5 of the 7 highest ranking officials have been purged in recent years [1].

It’s not totally clear what the consequences were for those purged or if their crimes were legit but seems like they are all in prison.

[1]. https://www.afpc.org/publications/articles/the-inevitability...

jandrese 5 hours ago | parent | next [-]

I'm not saying that those guys weren't corrupt, but that's a classic authoritarian pattern. Purging anybody who might potentially in the future be a threat to your rule is step two in any authoritarian playbook. Were they perchance replaced with unambitious yes men?

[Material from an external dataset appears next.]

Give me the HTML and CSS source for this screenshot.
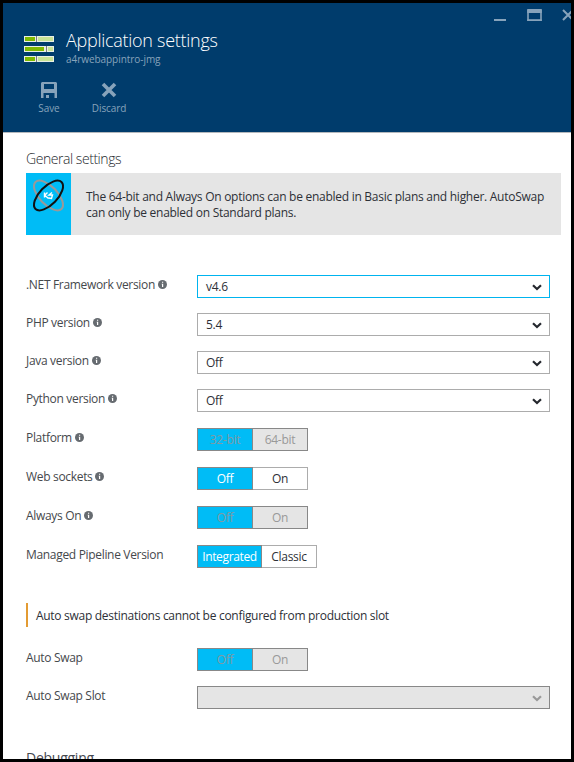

ianm218 3 hours ago | parent [-]

To be clear that was 5 of the top 7 in the military not the CCP as a whole. Leaves just Xi and the anti corruption officer.

But yes agreed. It’s very hard to parse what is going on from the outside.

My very uninformed read is that the people who were purged seemed already loyal allies to Xi but had more clout to disagree with him, while the new guys know they are replaceable. The PLA is notoriously corrupt as well so hard to say which of those purges were political control vs corruption based.

I kinda doubt the new guys are unambiguous though you need to be ambitious and risk taking to rise like that in the CCP.

axus 6 hours ago | parent | prev [-]

Russia is even tougher on corrupt oligarchs

malfist 6 hours ago | parent [-]

No, Russia is tough on oligarchs that split from Putin. There is no non-corrupt oligarch.

Sammi 6 hours ago | parent | next [-]

Yes and that's also exactly how Xi deals with illoyal people in China - just accuse them of "corruption". It's the authoritarian playbook.

zamadatix 6 hours ago | parent | prev [-]

I think they are meaning "the measure seems meaningless as it would imply Russia is even tougher on corruption" rather than "Russian leadership cares deeply about corruption".

It's a risky play to try to communicate over the internet to a bunch of us literalist nerds :p.